Jakarta, IDN Times – Rambutnya disisir rapi tapi pipinya cekung dengan kondisi urat-uratnya yang terlihat jelas di tubuhnya yang kerempeng. Begitulah setidaknya kondisi Milton Pereira saat ini. Seperti kebanyakan orang Sri Lanka, keluarganya kini tak mampu membeli makanan yang cukup.
Selama krisis ekonomi terburuk di negara itu, rakyat Sri Lanka saat ini membeli makan jauh lebih sedikit, dan begitu pula dengan bekerja.

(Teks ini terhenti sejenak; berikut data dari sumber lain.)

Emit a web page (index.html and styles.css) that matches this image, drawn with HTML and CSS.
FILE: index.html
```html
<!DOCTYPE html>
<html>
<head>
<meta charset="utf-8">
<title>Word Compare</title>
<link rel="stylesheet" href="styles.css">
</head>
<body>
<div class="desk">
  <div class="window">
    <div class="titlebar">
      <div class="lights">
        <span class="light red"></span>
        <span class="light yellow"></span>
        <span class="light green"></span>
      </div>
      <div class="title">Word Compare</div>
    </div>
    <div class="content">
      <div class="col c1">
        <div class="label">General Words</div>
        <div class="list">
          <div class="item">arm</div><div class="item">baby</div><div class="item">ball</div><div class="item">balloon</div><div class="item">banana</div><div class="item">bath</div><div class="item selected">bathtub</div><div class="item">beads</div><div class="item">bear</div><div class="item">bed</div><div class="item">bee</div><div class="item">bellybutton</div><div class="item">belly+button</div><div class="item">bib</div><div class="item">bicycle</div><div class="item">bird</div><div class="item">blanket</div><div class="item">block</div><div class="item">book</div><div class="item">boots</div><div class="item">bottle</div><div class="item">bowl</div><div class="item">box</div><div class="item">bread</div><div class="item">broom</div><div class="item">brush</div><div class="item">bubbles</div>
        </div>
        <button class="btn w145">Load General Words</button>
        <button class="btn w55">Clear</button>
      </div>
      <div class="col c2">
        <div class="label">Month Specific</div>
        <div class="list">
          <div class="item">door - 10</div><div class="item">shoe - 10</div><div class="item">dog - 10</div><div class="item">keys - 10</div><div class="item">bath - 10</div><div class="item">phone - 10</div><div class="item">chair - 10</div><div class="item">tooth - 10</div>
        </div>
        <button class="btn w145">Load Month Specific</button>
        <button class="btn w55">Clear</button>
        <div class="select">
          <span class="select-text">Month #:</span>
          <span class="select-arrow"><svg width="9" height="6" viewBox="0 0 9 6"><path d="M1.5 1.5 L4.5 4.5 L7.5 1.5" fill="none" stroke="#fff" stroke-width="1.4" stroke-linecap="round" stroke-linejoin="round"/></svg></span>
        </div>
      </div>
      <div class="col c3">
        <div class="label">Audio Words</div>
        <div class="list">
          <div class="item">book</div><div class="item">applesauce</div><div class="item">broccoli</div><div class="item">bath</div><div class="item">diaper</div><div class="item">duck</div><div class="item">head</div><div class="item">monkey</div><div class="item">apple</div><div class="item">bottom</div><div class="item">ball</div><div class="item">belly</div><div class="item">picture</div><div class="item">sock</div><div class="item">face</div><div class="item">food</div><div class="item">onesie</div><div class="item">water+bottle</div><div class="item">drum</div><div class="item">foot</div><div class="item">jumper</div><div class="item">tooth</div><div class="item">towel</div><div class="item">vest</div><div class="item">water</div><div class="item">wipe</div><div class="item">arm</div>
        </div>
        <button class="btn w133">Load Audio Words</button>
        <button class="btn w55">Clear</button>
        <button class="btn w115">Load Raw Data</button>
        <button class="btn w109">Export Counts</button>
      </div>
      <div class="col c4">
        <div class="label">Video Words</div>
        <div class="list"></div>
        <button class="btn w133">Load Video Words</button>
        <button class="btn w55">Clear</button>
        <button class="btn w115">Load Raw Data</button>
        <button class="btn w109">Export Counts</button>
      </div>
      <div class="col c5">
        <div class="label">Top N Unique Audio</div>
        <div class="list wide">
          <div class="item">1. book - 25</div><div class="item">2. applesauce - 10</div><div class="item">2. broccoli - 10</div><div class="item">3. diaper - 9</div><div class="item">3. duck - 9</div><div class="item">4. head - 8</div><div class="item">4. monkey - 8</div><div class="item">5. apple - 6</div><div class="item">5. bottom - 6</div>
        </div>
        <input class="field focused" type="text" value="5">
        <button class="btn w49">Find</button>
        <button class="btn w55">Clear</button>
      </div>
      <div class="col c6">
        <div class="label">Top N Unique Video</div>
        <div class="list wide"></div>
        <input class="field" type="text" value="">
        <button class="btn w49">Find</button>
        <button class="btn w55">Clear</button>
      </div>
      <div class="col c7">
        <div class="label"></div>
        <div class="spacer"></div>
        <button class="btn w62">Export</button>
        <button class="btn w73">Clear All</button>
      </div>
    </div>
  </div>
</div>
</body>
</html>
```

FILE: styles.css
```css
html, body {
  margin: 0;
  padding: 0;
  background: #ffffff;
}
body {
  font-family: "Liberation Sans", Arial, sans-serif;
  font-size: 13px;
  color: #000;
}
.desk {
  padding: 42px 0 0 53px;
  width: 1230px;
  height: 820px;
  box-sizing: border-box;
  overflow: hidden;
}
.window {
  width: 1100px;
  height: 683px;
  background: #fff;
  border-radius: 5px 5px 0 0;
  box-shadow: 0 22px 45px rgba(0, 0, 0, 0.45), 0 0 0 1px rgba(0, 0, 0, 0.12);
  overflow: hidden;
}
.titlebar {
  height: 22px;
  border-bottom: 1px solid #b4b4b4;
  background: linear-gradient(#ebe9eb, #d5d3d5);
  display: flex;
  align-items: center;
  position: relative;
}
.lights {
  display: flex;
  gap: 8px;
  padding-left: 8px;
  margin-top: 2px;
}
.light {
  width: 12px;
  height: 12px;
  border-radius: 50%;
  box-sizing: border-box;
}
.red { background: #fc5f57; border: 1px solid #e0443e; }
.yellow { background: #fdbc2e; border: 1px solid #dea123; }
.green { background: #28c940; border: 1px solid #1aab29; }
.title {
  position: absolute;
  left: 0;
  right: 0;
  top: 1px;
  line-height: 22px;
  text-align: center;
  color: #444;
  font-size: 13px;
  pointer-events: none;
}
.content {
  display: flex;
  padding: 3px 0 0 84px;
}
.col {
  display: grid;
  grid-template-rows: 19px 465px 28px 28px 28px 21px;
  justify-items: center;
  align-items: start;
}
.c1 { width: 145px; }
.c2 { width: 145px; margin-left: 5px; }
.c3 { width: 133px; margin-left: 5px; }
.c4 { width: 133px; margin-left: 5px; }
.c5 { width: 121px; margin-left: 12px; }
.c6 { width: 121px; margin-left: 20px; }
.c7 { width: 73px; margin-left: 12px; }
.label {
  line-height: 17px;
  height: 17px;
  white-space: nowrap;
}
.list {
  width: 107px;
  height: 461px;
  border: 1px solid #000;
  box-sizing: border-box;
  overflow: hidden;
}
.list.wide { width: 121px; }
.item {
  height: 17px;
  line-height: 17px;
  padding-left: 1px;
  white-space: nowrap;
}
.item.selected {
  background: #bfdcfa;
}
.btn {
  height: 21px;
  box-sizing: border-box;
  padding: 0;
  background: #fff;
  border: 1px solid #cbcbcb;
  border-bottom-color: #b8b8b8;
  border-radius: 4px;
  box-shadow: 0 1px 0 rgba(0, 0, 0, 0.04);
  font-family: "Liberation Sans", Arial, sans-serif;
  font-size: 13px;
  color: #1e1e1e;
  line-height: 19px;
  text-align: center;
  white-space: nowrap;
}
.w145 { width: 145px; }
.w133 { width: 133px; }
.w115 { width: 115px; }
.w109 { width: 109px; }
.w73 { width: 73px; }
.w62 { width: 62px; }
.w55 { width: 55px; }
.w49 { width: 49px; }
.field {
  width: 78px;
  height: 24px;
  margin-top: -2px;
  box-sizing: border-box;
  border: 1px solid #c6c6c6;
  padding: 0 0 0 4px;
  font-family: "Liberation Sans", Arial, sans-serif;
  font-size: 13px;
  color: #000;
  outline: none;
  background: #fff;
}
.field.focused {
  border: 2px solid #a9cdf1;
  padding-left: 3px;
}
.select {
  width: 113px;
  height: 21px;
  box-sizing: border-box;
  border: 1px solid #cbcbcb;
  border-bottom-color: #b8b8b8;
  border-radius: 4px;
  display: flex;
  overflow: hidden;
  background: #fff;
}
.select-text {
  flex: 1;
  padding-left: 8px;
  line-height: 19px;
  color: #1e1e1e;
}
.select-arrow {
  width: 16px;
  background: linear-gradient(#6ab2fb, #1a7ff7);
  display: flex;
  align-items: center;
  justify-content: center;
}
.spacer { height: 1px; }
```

"Sangat sulit untuk hidup, bahkan sepotong roti pun mahal," kata Pereira kepada AFP yang dikutip Channel News Asia di luar rumahnya yang sederhana di Slave Island, sebuah pemukiman miskin di ibu kota Kolombo.
"Jika kita makan satu, kita melewatkan yang lain," tambahnya.

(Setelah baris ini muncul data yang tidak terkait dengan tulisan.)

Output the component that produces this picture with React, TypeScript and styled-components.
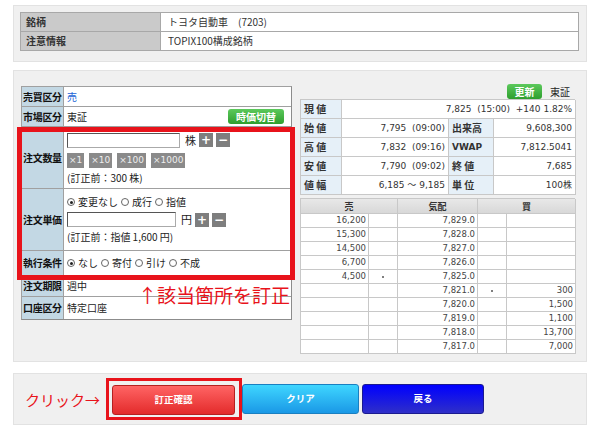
import React from 'react';
import styled, { createGlobalStyle } from 'styled-components';

const GlobalStyle = createGlobalStyle`
  html, body { margin: 0; padding: 0; background: #fff; }
  body {
    font-family: "Noto Sans CJK JP", "DejaVu Sans", sans-serif;
    color: #222;
    font-size: 10px;
  }
  * { box-sizing: border-box; }
`;

const Page = styled.div`
  width: 587px;
  padding: 5px 0 0 13px;
`;

const Panel = styled.div<{ $top?: number; $h: number }>`
  width: 574px;
  height: ${p => p.$h}px;
  margin-top: ${p => p.$top ?? 0}px;
  background: #f0f0f0;
  border: 1px solid #e2e2e2;
`;

/* ---- top info ---- */
const InfoPanel = styled(Panel)`
  padding: 6px 0 0 6px;
`;

const InfoGrid = styled.div`
  width: 559px;
  display: grid;
  grid-template-columns: 140px 1fr;
  border: 1px solid #a8a8a8;
  background: #fff;
`;

const InfoLabel = styled.div<{ $last?: boolean }>`
  height: ${p => (p.$last ? 18 : 19)}px;
  background: #cacaca;
  border-right: 1px solid #a8a8a8;
  border-bottom: ${p => (p.$last ? 'none' : '1px solid #a8a8a8')};
  padding-left: 5px;
  font-weight: bold;
  color: #333;
  display: flex;
  align-items: center;
  line-height: 1;
`;

const InfoValue = styled.div<{ $last?: boolean }>`
  height: ${p => (p.$last ? 18 : 19)}px;
  border-bottom: ${p => (p.$last ? 'none' : '1px solid #a8a8a8')};
  padding-left: 7px;
  display: flex;
  align-items: center;
  color: #333;
  line-height: 1;
`;

/* ---- main order panel ---- */
const MainPanel = styled(Panel)`
  display: flex;
  align-items: flex-start;
  padding: 13px 0 0 7px;
`;

const LeftWrap = styled.div`
  position: relative;
  width: 271px;
  margin-top: 2px;
`;

const OrderGrid = styled.div`
  display: grid;
  grid-template-columns: 42px 1fr;
  border: 1px solid #a0a0a0;
  border-right-color: #8c8c8c;
  border-bottom-color: #8c8c8c;
  background: #fff;
`;

const OLabel = styled.div<{ $h: number; $last?: boolean }>`
  height: ${p => p.$h}px;
  background: #c3d8e4;
  border-right: 1px solid #a0a0a0;
  border-bottom: ${p => (p.$last ? 'none' : '1px solid #a0a0a0')};
  font-weight: bold;
  color: #111;
  display: flex;
  align-items: center;
  padding-left: 1px;
  letter-spacing: -0.3px;
  line-height: 1;
  white-space: nowrap;
`;

const OValue = styled.div<{ $h: number; $last?: boolean }>`
  height: ${p => p.$h}px;
  border-bottom: ${p => (p.$last ? 'none' : '1px solid #a0a0a0')};
  display: flex;
  flex-direction: column;
  justify-content: center;
  gap: 5px;
  padding: 0 3px;
  line-height: 1;
`;

const Line = styled.div<{ $gap?: number }>`
  display: flex;
  align-items: center;
  gap: ${p => p.$gap ?? 0}px;
  white-space: nowrap;
`;

const SellText = styled.span`
  color: #1a62d6;
`;

const GreenBtn = styled.span<{ $w: number }>`
  width: ${p => p.$w}px;
  height: 15px;
  border-radius: 3px;
  background: linear-gradient(#5cc95c, #2e9f2e);
  color: #fff;
  font-weight: bold;
  font-size: 10px;
  display: inline-flex;
  align-items: center;
  justify-content: center;
  line-height: 1;
`;

const MarketLine = styled.div`
  display: flex;
  align-items: center;
  justify-content: space-between;
  padding-right: 4px;
`;

const TextInput = styled.input<{ $w: number }>`
  width: ${p => p.$w}px;
  height: 15px;
  border: 1px solid #555;
  border-right-color: #aaa;
  border-bottom-color: #aaa;
  padding: 0;
  margin: 0;
  background: #fff;
`;

const Unit = styled.span`
  margin: 0 3px 0 5px;
  font-size: 11px;
`;

const SqBtn = styled.span`
  width: 14px;
  height: 14px;
  margin-right: 3px;
  background: #7e7e7e;
  color: #fff;
  font-size: 12px;
  font-weight: bold;
  display: inline-flex;
  align-items: center;
  justify-content: center;
  line-height: 1;
  font-family: "DejaVu Sans", sans-serif;
`;

const MulBtn = styled.span`
  height: 15px;
  padding: 0 2px;
  background: #8a8a8a;
  color: #eee;
  font-size: 9px;
  display: inline-flex;
  align-items: center;
  line-height: 1;
  font-family: "DejaVu Sans", sans-serif;
`;

const Radio = styled.span<{ $checked?: boolean }>`
  width: 8px;
  height: 8px;
  border-radius: 50%;
  border: 1px solid #666;
  background: #fff;
  display: inline-block;
  position: relative;
  margin-right: 3px;
  &::after {
    content: '';
    display: ${p => (p.$checked ? 'block' : 'none')};
    position: absolute;
    left: 1.5px;
    top: 1.5px;
    width: 3px;
    height: 3px;
    border-radius: 50%;
    background: #222;
  }
`;

const RadioItem = styled.span`
  display: inline-flex;
  align-items: center;
  margin-right: 3px;
`;

const Highlight = styled.div`
  position: absolute;
  left: -4px;
  top: 41px;
  width: 278px;
  height: 153px;
  border: 5px solid #e8131b;
  pointer-events: none;
`;

const Note = styled.div`
  position: absolute;
  left: 117px;
  top: 199px;
  color: #e8131b;
  font-size: 19px;
  line-height: 1;
  white-space: nowrap;
`;

/* ---- right side ---- */
const RightCol = styled.div`
  width: 275px;
  margin-left: 8px;
`;

const RightHead = styled.div`
  height: 15px;
  display: flex;
  justify-content: flex-end;
  align-items: center;
  gap: 8px;
  padding-right: 5px;
  line-height: 1;
`;

const QuoteGrid = styled.div`
  display: grid;
  grid-template-columns: 41px 107px 45px 82px;
  border-top: 1px solid #c8c8c8;
  border-left: 1px solid #c8c8c8;
  background: #fff;
  font-family: "DejaVu Sans", "Noto Sans CJK JP", sans-serif;
  font-size: 9px;
`;

const QCell = styled.div<{ $label?: boolean; $latin?: boolean; $span?: number }>`
  height: 19px;
  grid-column: span ${p => p.$span ?? 1};
  border-right: 1px solid #c8c8c8;
  border-bottom: 1px solid #c8c8c8;
  background: ${p => (p.$label ? '#e6f0f8' : '#fff')};
  font-weight: ${p => (p.$label ? 'bold' : 'normal')};
  font-family: ${p => (p.$label && !p.$latin ? '"Noto Sans CJK JP", sans-serif' : 'inherit')};
  font-size: ${p => (p.$label && !p.$latin ? '10px' : '9px')};
  color: #333;
  display: flex;
  align-items: center;
  justify-content: ${p => (p.$label ? 'flex-start' : 'flex-end')};
  padding: 0 3px;
  white-space: pre;
  line-height: 1;
`;

const BookGrid = styled.div`
  margin-top: 3px;
  display: grid;
  grid-template-columns: 68px 29px 80px 29px 69px;
  border-top: 1px solid #c8c8c8;
  border-left: 1px solid #c8c8c8;
  background: #fff;
  font-family: "DejaVu Sans", sans-serif;
  font-size: 8.5px;
  color: #444;
`;

const BookHead = styled.div<{ $span?: number }>`
  height: 15px;
  grid-column: span ${p => p.$span ?? 1};
  background: linear-gradient(#e8e8e8, #d8d8d8);
  border-right: 1px solid #c8c8c8;
  border-bottom: 1px solid #c8c8c8;
  font-family: "Noto Sans CJK JP", sans-serif;
  font-weight: bold;
  font-size: 9px;
  color: #333;
  display: flex;
  align-items: center;
  justify-content: center;
  line-height: 1;
`;

const BookCell = styled.div<{ $center?: boolean }>`
  height: 14px;
  border-right: 1px solid #c8c8c8;
  border-bottom: 1px solid #c8c8c8;
  display: flex;
  align-items: center;
  justify-content: ${p => (p.$center ? 'center' : 'flex-end')};
  padding: 0 2px;
  line-height: 1;
`;

const Dot = styled.span`
  width: 2px;
  height: 2px;
  border-radius: 50%;
  background: #555;
`;

/* ---- bottom bar ---- */
const ActionPanel = styled(Panel)`
  display: flex;
  align-items: center;
  padding-left: 11px;
`;

const ClickText = styled.span`
  color: #e8131b;
  font-size: 15px;
  line-height: 1;
  width: 81px;
  white-space: nowrap;
`;

const FocusBox = styled.div`
  border: 3px solid #e8131b;
  padding: 4px 4px 2px 3px;
  margin-top: -1px;
`;

const ActionBtn = styled.div<{ $w: number; $from: string; $to: string; $edge: string; $gap?: number }>`
  width: ${p => p.$w}px;
  height: 30px;
  margin-left: ${p => p.$gap ?? 0}px;
  border-radius: 3px;
  background: linear-gradient(${p => p.$from}, ${p => p.$to});
  border: 1px solid ${p => p.$edge};
  color: #fff;
  font-weight: bold;
  font-size: 9.5px;
  display: flex;
  align-items: center;
  justify-content: center;
  line-height: 1;
`;

const book: [string, boolean, string, boolean, string][] = [
  ['16,200', false, '7,829.0', false, ''],
  ['15,300', false, '7,828.0', false, ''],
  ['14,500', false, '7,827.0', false, ''],
  ['6,700', false, '7,826.0', false, ''],
  ['4,500', true, '7,825.0', false, ''],
  ['', false, '7,821.0', true, '300'],
  ['', false, '7,820.0', false, '1,500'],
  ['', false, '7,819.0', false, '1,100'],
  ['', false, '7,818.0', false, '13,700'],
  ['', false, '7,817.0', false, '7,000'],
];

export default function App() {
  return (
    <>
      <GlobalStyle />
      <Page>
        <InfoPanel $h={57}>
          <InfoGrid>
            <InfoLabel>銘柄</InfoLabel>
            <InfoValue>トヨタ自動車　(7203)</InfoValue>
            <InfoLabel $last>注意情報</InfoLabel>
            <InfoValue $last>TOPIX100構成銘柄</InfoValue>
          </InfoGrid>
        </InfoPanel>

        <MainPanel $top={8} $h={292}>
          <LeftWrap>
            <OrderGrid>
              <OLabel $h={20}>売買区分</OLabel>
              <OValue $h={20}>
                <SellText>売</SellText>
              </OValue>

              <OLabel $h={20}>市場区分</OLabel>
              <OValue $h={20}>
                <MarketLine>
                  <span>東証</span>
                  <GreenBtn $w={56}>時価切替</GreenBtn>
                </MarketLine>
              </OValue>

              <OLabel $h={62}>注文数量</OLabel>
              <OValue $h={62}>
                <Line>
                  <TextInput $w={113} readOnly />
                  <Unit>株</Unit>
                  <SqBtn>+</SqBtn>
                  <SqBtn>−</SqBtn>
                </Line>
                <Line $gap={5}>
                  <MulBtn>×1</MulBtn>
                  <MulBtn>×10</MulBtn>
                  <MulBtn>×100</MulBtn>
                  <MulBtn>×1000</MulBtn>
                </Line>
                <Line>(訂正前：300 株)</Line>
              </OValue>

              <OLabel $h={62}>注文単価</OLabel>
              <OValue $h={62}>
                <Line>
                  <RadioItem><Radio $checked />変更なし</RadioItem>
                  <RadioItem><Radio />成行</RadioItem>
                  <RadioItem><Radio />指値</RadioItem>
                </Line>
                <Line>
                  <TextInput $w={109} readOnly />
                  <Unit>円</Unit>
                  <SqBtn>+</SqBtn>
                  <SqBtn>−</SqBtn>
                </Line>
                <Line>(訂正前：指値 1,600 円)</Line>
              </OValue>

              <OLabel $h={25}>執行条件</OLabel>
              <OValue $h={25}>
                <Line>
                  <RadioItem><Radio $checked />なし</RadioItem>
                  <RadioItem><Radio />寄付</RadioItem>
                  <RadioItem><Radio />引け</RadioItem>
                  <RadioItem><Radio />不成</RadioItem>
                </Line>
              </OValue>

              <OLabel $h={21}>注文期限</OLabel>
              <OValue $h={21}>週中</OValue>

              <OLabel $h={22} $last>口座区分</OLabel>
              <OValue $h={22} $last>特定口座</OValue>
            </OrderGrid>
            <Highlight />
            <Note>↑該当箇所を訂正</Note>
          </LeftWrap>

          <RightCol>
            <RightHead>
              <GreenBtn $w={35}>更新</GreenBtn>
              <span>東証</span>
            </RightHead>
            <QuoteGrid>
              <QCell $label>現 値</QCell>
              <QCell $span={3}>7,825  (15:00)  +140 1.82%</QCell>
              <QCell $label>始 値</QCell>
              <QCell>7,795  (09:00)</QCell>
              <QCell $label>出来高</QCell>
              <QCell>9,608,300</QCell>
              <QCell $label>高 値</QCell>
              <QCell>7,832  (09:16)</QCell>
              <QCell $label $latin>VWAP</QCell>
              <QCell>7,812.5041</QCell>
              <QCell $label>安 値</QCell>
              <QCell>7,790  (09:02)</QCell>
              <QCell $label>終 値</QCell>
              <QCell>7,685</QCell>
              <QCell $label>値 幅</QCell>
              <QCell>6,185 ～ 9,185</QCell>
              <QCell $label>単 位</QCell>
              <QCell>100株</QCell>
            </QuoteGrid>
            <BookGrid>
              <BookHead $span={2}>売</BookHead>
              <BookHead>気配</BookHead>
              <BookHead $span={2}>買</BookHead>
              {book.map(([sell, sm, price, bm, buy], i) => (
                <React.Fragment key={i}>
                  <BookCell>{sell}</BookCell>
                  <BookCell $center>{sm && <Dot />}</BookCell>
                  <BookCell>{price}</BookCell>
                  <BookCell $center>{bm && <Dot />}</BookCell>
                  <BookCell>{buy}</BookCell>
                </React.Fragment>
              ))}
            </BookGrid>
          </RightCol>
        </MainPanel>

        <ActionPanel $top={11} $h={52}>
          <ClickText>クリック→</ClickText>
          <FocusBox>
            <ActionBtn $w={123} $from="#ff6464" $to="#e32b2b" $edge="#b52020">訂正確認</ActionBtn>
          </FocusBox>
          <ActionBtn $w={117} $from="#3fd6ff" $to="#1a98e6" $edge="#1a7fc0">クリア</ActionBtn>
          <ActionBtn $w={122} $gap={3} $from="#0000ff" $to="#2f2fc8" $edge="#1a1a90">戻る</ActionBtn>
        </ActionPanel>
      </Page>
    </>
  );
}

Dengan enam anak dalam keluarga, pria berusia 74 tahun itu mengatakan, yang terbaik yang mampu mereka beli dalam beberapa pekan terakhir sesekali adalah ikan, yang kemudian dipotong kecil-kecil agar cukup untuk semua orang.
“Karena kami tidak punya banyak uang, terkadang kami memberikan ikan kepada anak-anak,” katanya. Orang dewasa, tambahnya, "hanya minum kuahnya".
Setelah dihantam oleh badai COVID-19, ekonomi di negara tersebut lantas turut diperparah oleh kondisi salah urus pemerintah. Putra Peirera, BG Rajitkumar, adalah pekerja listrik yang sudah berbulan-bulan tidak bekerja.
“Harga pangan naik setiap hari. Kenaikan harga eksponensial ini adalah hal paling mengerikan yang pernah saya hadapi,” katanya.
Inflasi makanan di Sri Lanka mencapai 80,1 persen pada tahun ini hingga Juni, menurut data resmi. Di toko sayur terdekat, penduduk membayar 1.000 rupee (sekitar Rp41 ribu) untuk satu kilo labu, dua kali lipat dari tiga bulan lalu. Pemilik toko, Mohamad Faizal, mengatakan beberapa pelanggannya sekarang hanya membeli 100 gram sekali.
"Harganya sudah naik. Alasan utamanya adalah tidak ada cara untuk mengangkut barang-barang itu karena tidak ada bahan bakar," katanya.